-- start --

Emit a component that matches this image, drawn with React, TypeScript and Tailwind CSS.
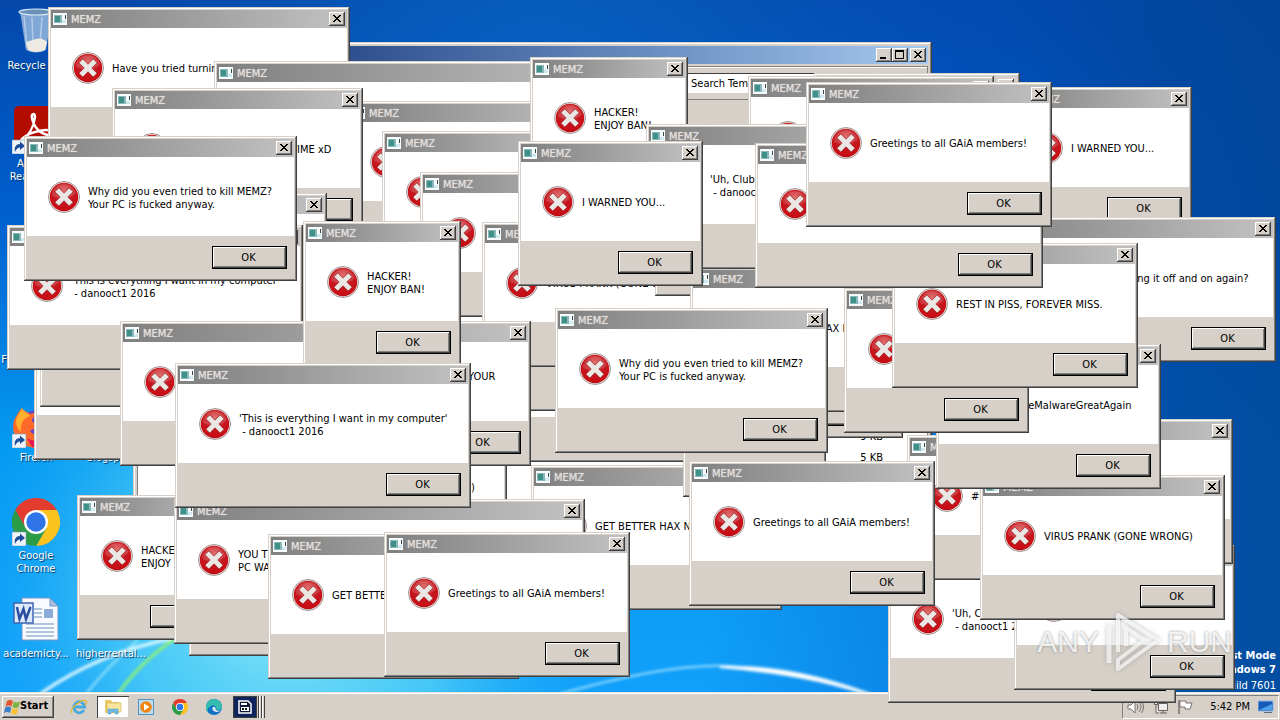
import React from "react";

const UI_FONT = "font-['DejaVu_Sans_Condensed','DejaVu_Sans',sans-serif]";
const RAISED =
  "shadow-[inset_-1px_-1px_0_#404040,inset_1px_1px_0_#ffffff,inset_-2px_-2px_0_#808080]";
const FRAME =
  "shadow-[inset_-1px_-1px_0_#404040,inset_1px_1px_0_#d6d0c9,inset_-2px_-2px_0_#808080,inset_2px_2px_0_#ffffff]";

const MESSAGES = {
  greetings: { text: "Greetings to all GAiA members!", width: 246 },
  why: { text: "Why did you even tried to kill MEMZ?\nYour PC is fucked anyway.", width: 273 },
  warned: { text: "I WARNED YOU...", width: 185 },
  hacker: { text: "HACKER!\nENJOY BAN!", width: 158 },
  everything: { text: "'This is everything I want in my computer'\n - danooct1 2016", width: 296 },
  club: { text: "'Uh, Club Penguin. Time to get banned!'\n - danooct1 2016", width: 288 },
  rest: { text: "REST IN PISS, FOREVER MISS.", width: 246 },
  virus: { text: "VIRUS PRANK (GONE WRONG)", width: 245 },
  nimrod: { text: "GET BETTER HAX NIMROD xD", width: 251 },
  luck: { text: "GOOD LUCK THE NEXT TIME xD", width: 251 },
  turning: { text: "Have you tried turning it off and on again?", width: 302 },
  hashtag: { text: "#MakeMalwareGreatAgain", width: 225 },
  hard: {
    text: "YOU TRIED SO HARD AND GOT SO FAR, BUT IN THE END, YOUR\nPC WAS STILL FUCKED!",
    width: 411,
  },
  blank: { text: "", width: 143 },
};

type Entry = { kind: keyof typeof MESSAGES; x: number; y: number; w?: number };

// Painted in order, so later entries lie on top.
const DIALOGS: Entry[] = [
  { kind: "turning", x: 48, y: 7 },
  { kind: "hard", x: 214, y: 61 },
  { kind: "virus", x: 262, y: 426 },
  { kind: "blank", x: 380, y: 317, w: 351 },
  { kind: "blank", x: 390, y: 266, w: 290 },
  { kind: "blank", x: 346, y: 101, w: 246 },
  { kind: "warned", x: 382, y: 131 },
  { kind: "warned", x: 420, y: 172 },
  { kind: "virus", x: 482, y: 222 },
  { kind: "blank", x: 655, y: 151, w: 246 },
  { kind: "blank", x: 695, y: 293, w: 208 },
  { kind: "nimrod", x: 690, y: 267 },
  { kind: "luck", x: 112, y: 88 },
  { kind: "blank", x: 81, y: 193, w: 246 },
  { kind: "blank", x: 34, y: 315, w: 246 },
  { kind: "blank", x: 40, y: 262, w: 246 },
  { kind: "everything", x: 7, y: 225 },
  { kind: "why", x: 24, y: 136 },
  { kind: "hard", x: 120, y: 321 },
  { kind: "hacker", x: 303, y: 221 },
  { kind: "hacker", x: 77, y: 495 },
  { kind: "blank", x: 189, y: 511 },
  { kind: "nimrod", x: 531, y: 465 },
  { kind: "blank", x: 683, y: 352 },
  { kind: "hard", x: 174, y: 499 },
  { kind: "everything", x: 175, y: 363 },
  { kind: "nimrod", x: 268, y: 534 },
  { kind: "greetings", x: 384, y: 532 },
  { kind: "hacker", x: 530, y: 57 },
  { kind: "blank", x: 748, y: 76, w: 246 },
  { kind: "club", x: 646, y: 124 },
  { kind: "warned", x: 518, y: 141 },
  { kind: "why", x: 555, y: 308 },
  { kind: "warned", x: 1007, y: 87 },
  { kind: "turning", x: 974, y: 217 },
  { kind: "club", x: 888, y: 558 },
  { kind: "hashtag", x: 907, y: 435 },
  { kind: "blank", x: 1014, y: 545, w: 221 },
  { kind: "blank", x: 987, y: 419, w: 246 },
  { kind: "virus", x: 980, y: 475 },
  { kind: "hashtag", x: 936, y: 344 },
  { kind: "warned", x: 844, y: 288 },
  { kind: "rest", x: 892, y: 243 },
  { kind: "blank", x: 755, y: 143, w: 288 },
  { kind: "greetings", x: 806, y: 82 },
  { kind: "greetings", x: 689, y: 461 },
];

function ErrorIcon() {
  return (
    <svg viewBox="0 0 32 32" className="size-8 shrink-0" aria-hidden="true">
      <circle cx="16" cy="16" r="15.5" fill="#f1e6e4" stroke="#8d7f7d" strokeWidth="0.8" />
      <circle cx="16" cy="16" r="14.2" fill="url(#errorRed)" />
      <path d="M4 12a12.6 12.6 0 0 1 24 0c-4 5-16 7-24 3z" fill="#fff" opacity="0.14" />
      <path
        d="M6.900 10.800l3.900-3.900 5.200 5.300 5.200-5.300 3.900 3.900-5.300 5.200 5.300 5.200-3.900 3.900-5.200-5.300-5.200 5.300-3.900-3.900 5.300-5.200z"
        fill="#eae7e5"
        stroke="#8e1014"
        strokeWidth="0.6"
      />
    </svg>
  );
}

function AppIcon() {
  return (
    <svg viewBox="0 0 14 12" className="h-3 w-[14px] shrink-0" aria-hidden="true">
      <path d="M0 0h14v12H0z" fill="#f8fbfb" />
      <path d="M1 2h8v8H1z" fill="#8ab8bd" />
      <path d="M2 3h5v6H2z" fill="#3f9187" />
      <path d="M9 7h4v3H9z" fill="#cfe9f1" />
      <path d="M12 2h1v4h-1z" fill="#35474c" />
    </svg>
  );
}

function CaptionButton({ label, glyph }: { label: string; glyph: "close" | "max" | "min" }) {
  return (
    <button
      type="button"
      aria-label={label}
      className={`flex h-[14px] w-4 shrink-0 items-center justify-center bg-[#d6d0c9] ${RAISED}`}
    >
      <svg viewBox="0 0 16 14" className="h-[14px] w-4" fill="none" stroke="#000" shapeRendering="crispEdges">
        {glyph === "close" && (
          <path
            stroke="none"
            fill="#000"
            d="M4 3h2v1h1v1h2V4h1V3h2v1h-1v1h-1v1H9v1h1v1h1v1h1v1h-2V9H9V8H7v1H6v1H4V9h1V8h1V7h1V6H6V5H5V4H4z"
          />
        )}
        {glyph === "max" && <path d="M3 3h9M3.500 2v9M11.500 2v9M3 10.500h9M3 2h9" />}
        {glyph === "min" && <path d="M4 10h6" strokeWidth="2" />}
      </svg>
    </button>
  );
}

function Dialog({ kind, x, y, w }: Entry) {
  const { text, width } = MESSAGES[kind];
  return (
    <section
      role="alertdialog"
      aria-label="MEMZ"
      className={`absolute flex flex-col bg-[#d6d0c9] p-[3px] ${FRAME}`}
      style={{ left: x, top: y, width: w ?? width }}
    >
      <header className="flex h-[18px] items-center bg-linear-to-r from-[#808080] to-[#c2c2c2] px-[2px]">
        <AppIcon />
        <h2 className="ml-1 flex-1 pt-px text-[11px] leading-[13px] font-normal text-[#e2deda] [text-shadow:0_0_1px_#e2deda]">
          MEMZ
        </h2>
        <CaptionButton label="Close" glyph="close" />
      </header>
      <div className="flex h-[79px] items-center gap-2 bg-white pl-[21px]">
        <ErrorIcon />
        <p className="pt-[2px] text-[11px] leading-[13px] whitespace-pre text-black">{text}</p>
      </div>
      <footer className="flex h-[42px] justify-end pt-[10px] pr-[7px]">
        <button
          type="button"
          className="h-[23px] w-[75px] border border-black bg-[#d6d0c9] pr-[2px] text-[11px] leading-none text-black shadow-[inset_-1px_-1px_0_#404040,inset_1px_1px_0_#ffffff,inset_-2px_-2px_0_#808080]"
        >
          OK
        </button>
      </footer>
    </section>
  );
}

function Shortcut() {
  return (
    <>
      <path d="M0 34h14v14H0z" fill="#eef4fa" stroke="#7e97b4" strokeWidth="0.6" />
      <path d="M3 46c-1-5 1-8 5-8v-2.500l5 4.500-5 4v-2.500c-2 0-4 1.500-5 4.500z" fill="#1c4e9c" />
    </>
  );
}

const svgCls = "h-12 w-12";

function BinIcon() {
  return (
    <svg viewBox="0 0 48 48" className={svgCls}>
      <path d="M8 4l6 38q10 5 20 0l6-38z" fill="#a9c6e2" opacity="0.75" />
      <path d="M14 34l2 8q8 4 17 0l2-8q-5-5-11-3z" fill="#eeeae2" />
      <path d="M12 8l3 32M20 9l1 30M30 9l-2 28" stroke="#e2f0fb" strokeWidth="1.500" opacity="0.5" />
      <ellipse cx="24" cy="4" rx="17" ry="3" fill="#6c91b8" stroke="#dceafa" strokeWidth="1.200" />
    </svg>
  );
}

function AcrobatIcon() {
  return (
    <svg viewBox="0 0 48 48" className={svgCls}>
      <rect x="2" y="0" width="44" height="46" rx="5" fill="#b30b00" />
      <path
        d="M10 35c6-5 12-14 13-24 0-5-4-3-3 1 2 10 9 17 18 17 5-1 2-5-4-5-8 0-19 4-24 9-3 4 0 5 3 1"
        fill="none"
        stroke="#fff"
        strokeWidth="2.500"
      />
      <Shortcut />
    </svg>
  );
}

function FileZillaIcon() {
  return (
    <svg viewBox="0 0 48 48" className={svgCls}>
      <rect x="2" y="2" width="44" height="44" rx="4" fill="#b90000" />
      <path d="M14 36l5-24h17l-2 5H24l-1 5h8l-2 4h-7l-2 10z" fill="#fff" />
      <Shortcut />
    </svg>
  );
}

function FirefoxIcon() {
  return (
    <svg viewBox="0 0 48 48" className={svgCls}>
      <circle cx="25" cy="27" r="17" fill="#6442c9" />
      <path d="M10 8c2 4 5 3 8 6 3-1 6-1 8 0-5 2-6 5-6 8 4 0 6 2 5 5-2 2-5 2-7 4 5 7 15 4 19-3 1-7-1-13-6-18 11 4 16 12 15 21-2 11-11 17-22 17S2 39 1 28c0-5 1-9 4-13 1-3 3-5 5-7z" fill="#ff6a2b" />
      <path d="M5 17c2-4 4-6 5-9 2 5 5 4 8 8-7 2-10 8-9 16-5-5-6-10-4-15z" fill="#ffb12f" />
      <path d="M15 38c8 5 20 3 27-7-2 11-12 17-22 16z" fill="#e5184f" />
      <Shortcut />
    </svg>
  );
}

function ChromeGlyph({ small = false }: { small?: boolean }) {
  return (
    <svg viewBox="0 0 48 48" className={small ? "size-4" : svgCls}>
      <path d="M24 12h20.800A24 24 0 0 1 24 48l10.400-18z" fill="#fcc31e" />
      <path d="M13.600 30L3.200 12A24 24 0 0 1 44.800 12H24z" fill="#e33b2e" />
      <path d="M34.400 30L24 48A24 24 0 0 1 3.200 12l10.400 18z" fill="#2c9b45" />
      <circle cx="24" cy="24" r="12" fill="#fff" />
      <circle cx="24" cy="24" r="9.700" fill="#2f74e8" />
      {!small && <Shortcut />}
    </svg>
  );
}

function WordIcon() {
  return (
    <svg viewBox="0 0 48 48" className={svgCls}>
      <path d="M10 2h28l8 8v34H10z" fill="#f7fbff" stroke="#7796c4" />
      <path d="M38 2v8h8z" fill="#a7bfe2" stroke="#7796c4" />
      <path d="M22 13h8M22 17h8M22 21h8M14 28h28M14 32h28M14 36h28M14 40h28" stroke="#6f8fc0" strokeWidth="1.200" />
      <rect x="32" y="13" width="9" height="9" fill="#8dabd8" />
      <rect x="2" y="7" width="19" height="20" fill="#dfeaf9" stroke="#3e66b4" strokeWidth="1.500" />
      <path d="M5 11l2.500 12L11.500 13 14 23l4.500-12" fill="none" stroke="#28509f" strokeWidth="2.500" />
    </svg>
  );
}

const ICONS = [
  { label: "Recycle Bin", icon: <BinIcon />, place: "col-start-1 row-start-1" },
  { label: "Acrobat\nReader DC", icon: <AcrobatIcon />, place: "col-start-1 row-start-2" },
  { label: "FileZilla Client", icon: <FileZillaIcon />, place: "col-start-1 row-start-4" },
  { label: "Firefox", icon: <FirefoxIcon />, place: "col-start-1 row-start-5" },
  { label: "blogspa...", icon: <WordIcon />, place: "col-start-2 row-start-5" },
  { label: "Google\nChrome", icon: <ChromeGlyph />, place: "col-start-1 row-start-6" },
  { label: "academicty...", icon: <WordIcon />, place: "col-start-1 row-start-7" },
  { label: "higherrental...", icon: <WordIcon />, place: "col-start-2 row-start-7" },
];

function Wallpaper() {
  return (
    <svg
      aria-hidden="true"
      className="absolute inset-0 h-full w-full"
      viewBox="0 0 1280 720"
      preserveAspectRatio="none"
    >
      <defs>
        <linearGradient id="sky" x1="0" y1="0" x2="0" y2="1">
          <stop offset="0" stopColor="#0448aa" />
          <stop offset="0.3" stopColor="#0060cf" />
          <stop offset="0.62" stopColor="#059af2" />
          <stop offset="1" stopColor="#12a0fb" />
        </linearGradient>
        <radialGradient id="glow" gradientUnits="userSpaceOnUse" cx="290" cy="600" r="330">
          <stop offset="0" stopColor="#8deaf7" />
          <stop offset="0.5" stopColor="#55d3f6" stopOpacity="0.75" />
          <stop offset="1" stopColor="#17a6f7" stopOpacity="0" />
        </radialGradient>
        <radialGradient id="top" gradientUnits="userSpaceOnUse" cx="540" cy="90" r="420">
          <stop offset="0" stopColor="#0860c0" />
          <stop offset="1" stopColor="#0860c0" stopOpacity="0" />
        </radialGradient>
        <linearGradient id="shade" x1="0" y1="0" x2="1" y2="0">
          <stop offset="0.55" stopColor="#0250c0" stopOpacity="0" />
          <stop offset="0.7" stopColor="#0150c0" stopOpacity="0.3" />
          <stop offset="0.9" stopColor="#0047a0" stopOpacity="0.88" />
          <stop offset="1" stopColor="#004598" stopOpacity="0.9" />
        </linearGradient>
        <radialGradient id="errorRed" cx="0.5" cy="0.3" r="0.75">
          <stop offset="0" stopColor="#dc5a59" />
          <stop offset="0.5" stopColor="#c5171f" />
          <stop offset="0.85" stopColor="#c90d14" />
          <stop offset="1" stopColor="#8e0c12" />
        </radialGradient>
        <filter id="soft">
          <feGaussianBlur stdDeviation="1.500" />
        </filter>
      </defs>
      <rect width="1280" height="720" fill="url(#sky)" />
      <rect width="1280" height="720" fill="url(#top)" />
      <rect width="1280" height="720" fill="url(#glow)" />
      <rect width="1280" height="720" fill="url(#shade)" />
      <g fill="none" filter="url(#soft)">
        <path d="M40 694Q100 652 175 638" stroke="#e5fbff" strokeWidth="3" />
        <path d="M86 694Q110 664 138 640" stroke="#c5f4ff" strokeWidth="1.500" />
        <path d="M118 694Q140 662 176 638" stroke="#8df078" strokeWidth="3" />
        <path d="M560 694Q680 660 740 667Q800 668 876 696" stroke="#9fe0ff" strokeWidth="2" />
        <path d="M720 667Q800 666 872 696Q810 674 720 667" fill="#fff" stroke="#fff" strokeWidth="2" />
      </g>
    </svg>
  );
}

function Explorer() {
  return (
    <section
      aria-label="Temp"
      className={`absolute top-[42px] left-[133px] flex h-[520px] w-[799px] flex-col bg-[#d6d0c9] p-1 ${FRAME}`}
    >
      <header className="flex h-[18px] items-center justify-end bg-linear-to-r from-[#0a246a] to-[#a6caf0] px-[2px]">
        <CaptionButton label="Minimize" glyph="min" />
        <CaptionButton label="Maximize" glyph="max" />
        <span className="w-[2px]" />
        <CaptionButton label="Close" glyph="close" />
      </header>
      <div className="mt-[2px] flex h-[34px] items-center justify-end border border-[#808080] pr-1 shadow-[inset_1px_1px_0_#fff]">
        <label htmlFor="search" className="sr-only">
          Search Temp
        </label>
        <input
          id="search"
          type="text"
          placeholder="Search Temp"
          className="h-[20px] w-[237px] border-t border-[#404040] bg-white pl-[5px] text-[11px] text-black placeholder:text-black"
        />
      </div>
      <div className="h-[28px]" />
      <div className="flex-1 border border-[#808080] bg-white pt-[298px] pr-[44px]">
        <table className="ml-auto text-right text-[11px] text-black">
          <tbody>
            <tr className="h-[21px]">
              <td>9 KB</td>
            </tr>
            <tr className="h-[21px]">
              <td>5 KB</td>
            </tr>
          </tbody>
        </table>
      </div>
    </section>
  );
}

function BackWindow() {
  return (
    <section aria-label="Window" className={`absolute top-[73px] left-[814px] h-[140px] w-[206px] bg-[#d6d0c9] p-1 ${FRAME}`}>
      <header className="flex h-[18px] items-center justify-end gap-2 bg-linear-to-r from-[#c2c2c2] to-[#d6d0c9] px-[2px]">
        <CaptionButton label="Maximize" glyph="max" />
        <CaptionButton label="Close" glyph="close" />
      </header>
    </section>
  );
}

function StartFlag() {
  return (
    <svg viewBox="0 0 16 16" className="size-4 shrink-0">
      <path d="M3 2q3-2 6 0L7.500 7.500Q5 5.500 1.500 7.500z" fill="#e5532a" />
      <path d="M10 2.500q3 2 6 0l-1.500 5.500q-3 2-6 0z" fill="#7db343" />
      <path d="M1.200 8.500q3-2 6 0L6 14q-3-2-6 0z" fill="#3a7fc9" />
      <path d="M8.200 9q3 2 6 0L13 14.500q-3 2-6 0z" fill="#f6c234" />
    </svg>
  );
}

function Taskbar() {
  const item = "flex h-[22px] w-[34px] items-center justify-center";
  return (
    <footer className="relative flex h-7 items-center border-t border-[#e8e4df] bg-[#d6d0c9] shadow-[inset_0_1px_0_#fff]">
      <button type="button" className={`ml-[2px] flex h-[22px] w-[52px] items-center bg-[#d6d0c9] pl-[2px] text-[11px] font-bold text-black ${RAISED}`}>
        <StartFlag />
        Start
      </button>
      <nav aria-label="Quick launch" className="ml-2 flex items-center">
        <button type="button" aria-label="Internet Explorer" className={item}>
          <svg viewBox="0 0 18 18" className="size-[18px]" fill="none">
            <path d="M14 12a5.500 5.500 0 1 1 .7-3H5" stroke="#49a9de" strokeWidth="2.800" />
            <path d="M2 15C-1 11 12 0 16 3c1 1 0 3-1 4" stroke="#e3b52e" strokeWidth="1.300" />
          </svg>
        </button>
        <button type="button" aria-label="Explorer" className="ml-px flex h-[22px] w-8 items-center justify-center bg-white shadow-[inset_1px_1px_0_#404040,inset_-1px_-1px_0_#d6d0c9]">
          <svg viewBox="0 0 18 18" className="size-[18px]">
            <path d="M1 2h6l1 2h7v11H1z" fill="#e9c968" />
            <path d="M3 5h14v9H3z" fill="#f8e69d" stroke="#d0ad52" strokeWidth="0.600" />
            <path d="M4 16v-5h10v5h-3v-2H7v2z" fill="#72bce4" stroke="#4696c8" strokeWidth="0.500" />
          </svg>
        </button>
        <button type="button" aria-label="Media Player" className={item}>
          <svg viewBox="0 0 16 16" className="size-4">
            <rect x="0.500" y="0.500" width="15" height="15" fill="#bfdcf0" stroke="#5295c4" />
            <circle cx="8" cy="8" r="5.800" fill="#f0860d" />
            <path d="M6 4.500v7L11.500 8z" fill="#fff" />
          </svg>
        </button>
        <button type="button" aria-label="Chrome" className={item}>
          <ChromeGlyph small />
        </button>
        <button type="button" aria-label="Edge" className={item}>
          <svg viewBox="0 0 16 16" className="size-4">
            <circle cx="8" cy="8" r="8" fill="#1273c5" />
            <path d="M0 8a8 8 0 0 1 16 0c0 3-4 4-6 2 1-3-3-5-5-3-3 1-4 4-3 7a8 8 0 0 1-2-6z" fill="#36bcae" />
            <path d="M9.500 9c-.500 2 2 3.500 5 2.500-1 1-6 3-8-1-1-2 2-4 3-1.500z" fill="#d9e7ee" />
          </svg>
        </button>
        <button type="button" aria-label="MEMZ" className="ml-[2px] flex h-[22px] w-[24px] items-center justify-center border border-[#404040] bg-[#10245c]">
          <svg viewBox="0 0 14 14" className="size-[14px]">
            <path d="M1 1h9l3 3v9H1z" fill="#111a3c" stroke="#fff" strokeWidth="1.500" />
            <path d="M3 3h6v2H3zM3 7h8v4H3z" fill="#fff" />
            <path d="M4 8h2v2H4zM7 8h2v2H7z" fill="#111" />
          </svg>
        </button>
        <span className="ml-[1px] h-[22px] w-[7px] border-x border-[#404040] bg-[linear-gradient(90deg,#fff_0_1px,#d6d0c9_1px_2px,#404040_2px_3px,#fff_3px_4px,#d6d0c9_4px)]" />
      </nav>
      <div className="mr-[1px] ml-auto flex h-[24px] w-[157px] items-center border border-[#808080] border-r-white border-b-white pr-1 pl-1 text-[11px] text-black">
        <div className="flex flex-1 items-center gap-2">
          <svg viewBox="0 0 18 16" className="h-4 w-[18px]" fill="none" stroke="#77726e">
            <path d="M1 6h3l4-4v12l-4-4H1z" fill="#fff" />
            <path d="M10 5q2 3 0 6M12 3q4 5 0 10M14.500 2q4 6 0 12" />
          </svg>
          <svg viewBox="0 0 16 16" className="size-4" fill="none" stroke="#66615e">
            <path d="M5.500 4.500h9v7h-9zM7 14h7M10 12v2" fill="#eee" />
            <path d="M1.500 1.500h3v4h-3zM3 6v8h3" fill="#eee" />
          </svg>
          <svg viewBox="0 0 16 16" className="size-4" fill="none" stroke="#77726e">
            <path d="M2 1v14" strokeWidth="1.500" />
            <path d="M3 2h6v2h6l-2 6H8V8H3z" fill="#fff" />
          </svg>
        </div>
        <time className="mr-2 pt-[2px] whitespace-nowrap">5:42 PM</time>
        <svg viewBox="0 0 16 14" className="h-[14px] w-4">
          <path d="M0 1h15v10H0z" fill="#175bb8" stroke="#8fb8e4" />
          <path d="M1 10L14 4v6z" fill="#4fa0e8" />
          <path d="M6 12h8v1H6z" fill="#5f6b7a" />
        </svg>
      </div>
    </footer>
  );
}

function Watermark() {
  return (
    <div
      aria-label="ANY RUN"
      className="pointer-events-none absolute right-[48px] bottom-[46px] flex items-center gap-[5px] font-['Liberation_Sans_Narrow','Liberation_Sans',sans-serif] text-[30px] leading-none text-white/80 [text-shadow:0_0_3px_#777777cc]"
    >
      <span>ANY</span>
      <svg viewBox="0 0 58 64" className="h-16 w-[58px] drop-shadow-[0_0_2px_#777777aa]" fill="none" stroke="#fff" strokeOpacity="0.7" strokeWidth="4">
        <path d="M5 15v38" strokeWidth="5" />
        <path d="M14 42V5l40 25-40 29v-9l26-20-18-12v18" strokeLinejoin="round" />
      </svg>
      <span>RUN</span>
    </div>
  );
}

export default function App() {
  return (
    <main className={`relative flex min-h-screen flex-col overflow-hidden ${UI_FONT}`}>
      <Wallpaper />
      <div className="relative grid auto-rows-[98px] grid-cols-[72px_78px] self-start">
        {ICONS.map(({ label, icon, place }) => (
          <a key={label} href="#desktop" className={`flex flex-col items-center pt-2 ${place}`}>
            {icon}
            <span className="mt-[3px] text-center text-[11px] leading-[13px] whitespace-pre text-white [text-shadow:1px_1px_1px_#003060]">
              {label}
            </span>
          </a>
        ))}
      </div>
      <div className="absolute right-1 bottom-[27px] text-right text-[11px] leading-[14px] text-white">
        <p className="font-bold">Test Mode</p>
        <p className="font-bold">Windows 7</p>
        <p className="mt-[2px]">Build 7601</p>
      </div>
      <div className="absolute inset-x-0 bottom-0">
        <Taskbar />
      </div>
      <Explorer />
      <BackWindow />
      {DIALOGS.map((d) => (
        <Dialog key={`${d.x}-${d.y}`} {...d} />
      ))}
      <Watermark />
    </main>
  );
}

-- end --

■ WHAT TO DO
Copy nothing but the lines from the first one in the listing through the line with "import React from", and omit the pictures.

■ SOLUTION TO THIS TASK
Emit a component that matches this image, drawn with React, TypeScript and Tailwind CSS.
import React from "react";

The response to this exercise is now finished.